*What to produce*
Keep every line where the word "React" appears; drop the rest.

*Information shown*
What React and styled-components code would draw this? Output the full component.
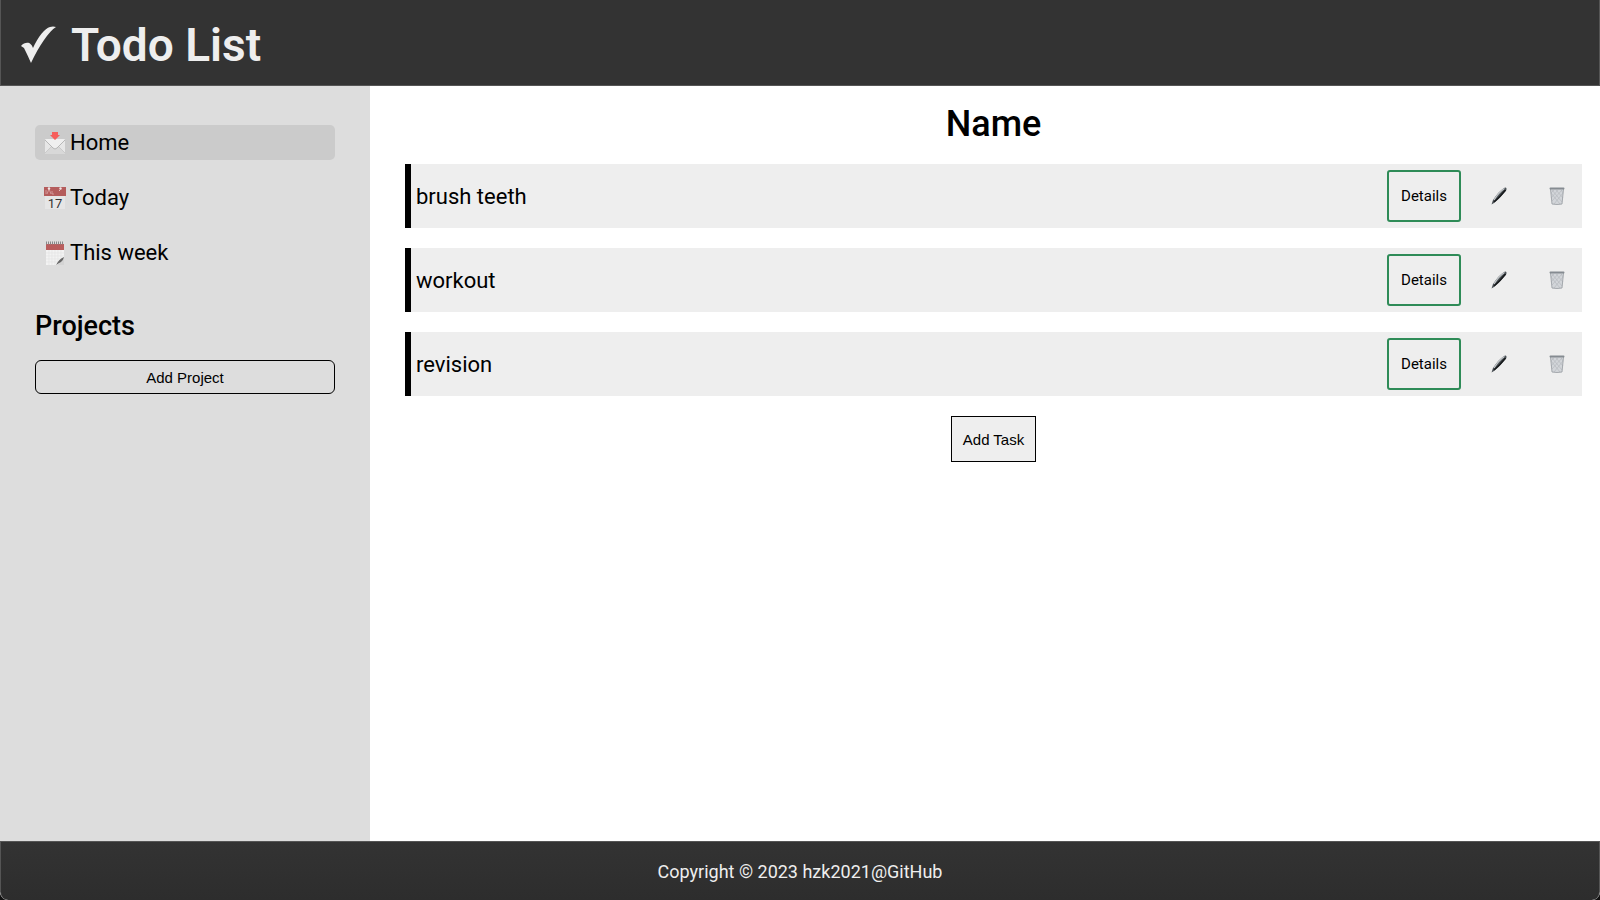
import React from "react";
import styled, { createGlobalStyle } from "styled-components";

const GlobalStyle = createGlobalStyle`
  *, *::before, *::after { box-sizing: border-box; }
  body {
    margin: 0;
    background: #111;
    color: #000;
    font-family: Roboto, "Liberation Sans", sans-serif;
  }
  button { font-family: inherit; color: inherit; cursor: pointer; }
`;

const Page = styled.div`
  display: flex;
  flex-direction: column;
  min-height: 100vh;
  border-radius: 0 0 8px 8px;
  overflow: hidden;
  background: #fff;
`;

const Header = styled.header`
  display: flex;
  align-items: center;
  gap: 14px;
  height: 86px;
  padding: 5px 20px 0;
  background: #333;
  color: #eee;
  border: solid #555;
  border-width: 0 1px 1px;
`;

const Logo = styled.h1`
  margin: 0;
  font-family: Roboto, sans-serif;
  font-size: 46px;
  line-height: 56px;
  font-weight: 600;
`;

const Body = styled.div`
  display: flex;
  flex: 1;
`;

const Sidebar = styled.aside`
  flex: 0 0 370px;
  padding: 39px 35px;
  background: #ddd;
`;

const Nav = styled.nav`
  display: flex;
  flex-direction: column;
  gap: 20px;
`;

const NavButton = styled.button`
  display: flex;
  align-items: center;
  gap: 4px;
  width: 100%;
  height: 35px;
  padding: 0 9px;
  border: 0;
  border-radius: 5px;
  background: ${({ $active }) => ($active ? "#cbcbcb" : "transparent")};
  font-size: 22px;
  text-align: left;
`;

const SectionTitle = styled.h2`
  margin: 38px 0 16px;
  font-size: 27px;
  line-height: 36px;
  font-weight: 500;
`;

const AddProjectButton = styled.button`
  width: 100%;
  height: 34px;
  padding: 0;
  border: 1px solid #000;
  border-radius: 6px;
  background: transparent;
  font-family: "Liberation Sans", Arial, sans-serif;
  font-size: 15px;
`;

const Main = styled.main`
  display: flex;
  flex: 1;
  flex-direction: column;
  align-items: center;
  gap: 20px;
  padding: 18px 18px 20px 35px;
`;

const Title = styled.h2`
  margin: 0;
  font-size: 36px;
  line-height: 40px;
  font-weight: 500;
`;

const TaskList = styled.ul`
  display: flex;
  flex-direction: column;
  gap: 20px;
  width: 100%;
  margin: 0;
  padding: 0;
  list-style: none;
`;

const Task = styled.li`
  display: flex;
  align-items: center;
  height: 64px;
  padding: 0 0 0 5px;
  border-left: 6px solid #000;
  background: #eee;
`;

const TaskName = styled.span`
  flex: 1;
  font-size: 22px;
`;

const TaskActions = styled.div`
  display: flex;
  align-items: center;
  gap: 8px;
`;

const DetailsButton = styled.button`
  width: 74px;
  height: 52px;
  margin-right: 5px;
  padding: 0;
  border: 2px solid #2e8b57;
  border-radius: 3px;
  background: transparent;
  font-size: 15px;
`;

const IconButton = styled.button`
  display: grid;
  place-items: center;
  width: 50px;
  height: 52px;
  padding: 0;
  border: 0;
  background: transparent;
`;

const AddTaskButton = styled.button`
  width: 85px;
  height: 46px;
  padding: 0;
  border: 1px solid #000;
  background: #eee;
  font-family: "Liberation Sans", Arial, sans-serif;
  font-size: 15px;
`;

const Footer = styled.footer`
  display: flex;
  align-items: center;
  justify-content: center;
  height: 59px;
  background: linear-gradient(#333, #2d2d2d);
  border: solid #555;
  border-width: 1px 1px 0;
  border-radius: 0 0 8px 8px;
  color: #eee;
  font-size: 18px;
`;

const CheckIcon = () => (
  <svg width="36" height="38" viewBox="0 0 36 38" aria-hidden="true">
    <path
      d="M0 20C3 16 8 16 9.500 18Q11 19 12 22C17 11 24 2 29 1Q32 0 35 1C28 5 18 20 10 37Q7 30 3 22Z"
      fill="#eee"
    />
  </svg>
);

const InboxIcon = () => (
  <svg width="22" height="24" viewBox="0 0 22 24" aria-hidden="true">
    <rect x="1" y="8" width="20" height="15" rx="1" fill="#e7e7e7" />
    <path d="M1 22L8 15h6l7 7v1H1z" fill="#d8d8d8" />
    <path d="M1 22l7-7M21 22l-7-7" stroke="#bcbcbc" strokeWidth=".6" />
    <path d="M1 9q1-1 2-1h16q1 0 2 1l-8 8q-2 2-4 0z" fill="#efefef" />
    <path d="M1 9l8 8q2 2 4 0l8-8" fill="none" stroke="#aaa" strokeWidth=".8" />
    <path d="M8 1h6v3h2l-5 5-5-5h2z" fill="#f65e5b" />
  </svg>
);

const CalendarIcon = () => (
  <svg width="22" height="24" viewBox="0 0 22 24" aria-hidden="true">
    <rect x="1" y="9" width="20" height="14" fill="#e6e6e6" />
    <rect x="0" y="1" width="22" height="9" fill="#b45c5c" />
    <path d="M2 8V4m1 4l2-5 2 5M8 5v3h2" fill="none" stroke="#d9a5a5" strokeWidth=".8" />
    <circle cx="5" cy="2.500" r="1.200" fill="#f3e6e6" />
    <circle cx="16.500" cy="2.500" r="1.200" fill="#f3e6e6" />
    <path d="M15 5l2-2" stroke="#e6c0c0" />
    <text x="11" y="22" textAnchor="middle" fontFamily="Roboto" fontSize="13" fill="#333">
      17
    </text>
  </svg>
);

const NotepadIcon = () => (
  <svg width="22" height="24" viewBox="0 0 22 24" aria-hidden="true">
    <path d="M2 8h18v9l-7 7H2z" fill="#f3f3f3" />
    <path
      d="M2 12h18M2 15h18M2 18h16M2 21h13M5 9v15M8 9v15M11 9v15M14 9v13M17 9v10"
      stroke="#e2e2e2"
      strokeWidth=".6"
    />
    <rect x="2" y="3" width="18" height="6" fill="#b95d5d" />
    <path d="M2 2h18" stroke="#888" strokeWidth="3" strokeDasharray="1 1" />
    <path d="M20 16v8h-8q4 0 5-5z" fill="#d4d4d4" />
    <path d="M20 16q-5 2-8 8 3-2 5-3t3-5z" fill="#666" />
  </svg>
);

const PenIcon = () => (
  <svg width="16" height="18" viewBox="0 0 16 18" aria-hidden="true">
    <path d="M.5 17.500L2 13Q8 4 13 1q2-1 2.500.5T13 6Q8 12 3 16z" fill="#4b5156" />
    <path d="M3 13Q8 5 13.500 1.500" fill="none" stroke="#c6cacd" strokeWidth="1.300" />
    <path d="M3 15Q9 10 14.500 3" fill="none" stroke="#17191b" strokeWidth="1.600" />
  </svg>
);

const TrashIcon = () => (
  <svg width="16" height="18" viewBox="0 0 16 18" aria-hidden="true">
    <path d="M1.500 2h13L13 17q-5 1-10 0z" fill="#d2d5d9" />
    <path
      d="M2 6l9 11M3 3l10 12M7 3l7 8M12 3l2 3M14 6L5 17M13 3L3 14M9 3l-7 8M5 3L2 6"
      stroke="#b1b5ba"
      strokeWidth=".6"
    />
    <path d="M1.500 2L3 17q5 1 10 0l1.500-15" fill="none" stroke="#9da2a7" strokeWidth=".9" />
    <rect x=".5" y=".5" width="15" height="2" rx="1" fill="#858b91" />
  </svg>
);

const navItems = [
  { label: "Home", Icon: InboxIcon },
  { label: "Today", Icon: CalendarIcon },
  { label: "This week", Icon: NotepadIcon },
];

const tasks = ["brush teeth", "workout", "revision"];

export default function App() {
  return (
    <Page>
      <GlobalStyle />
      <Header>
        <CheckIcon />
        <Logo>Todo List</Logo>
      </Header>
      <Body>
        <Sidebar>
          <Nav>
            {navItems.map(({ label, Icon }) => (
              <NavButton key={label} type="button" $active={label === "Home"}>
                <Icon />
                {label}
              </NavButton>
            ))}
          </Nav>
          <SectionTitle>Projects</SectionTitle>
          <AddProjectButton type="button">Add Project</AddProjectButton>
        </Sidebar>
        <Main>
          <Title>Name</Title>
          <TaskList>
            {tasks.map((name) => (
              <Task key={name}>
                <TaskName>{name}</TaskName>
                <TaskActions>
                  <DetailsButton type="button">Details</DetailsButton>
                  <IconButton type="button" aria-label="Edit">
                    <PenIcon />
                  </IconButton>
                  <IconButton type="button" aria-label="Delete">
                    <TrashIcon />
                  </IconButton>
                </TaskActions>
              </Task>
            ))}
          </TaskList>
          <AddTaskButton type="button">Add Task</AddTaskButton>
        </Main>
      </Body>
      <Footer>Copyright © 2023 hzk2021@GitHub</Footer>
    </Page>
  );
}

*Output of the task*
What React and styled-components code would draw this? Output the full component.
import React from "react";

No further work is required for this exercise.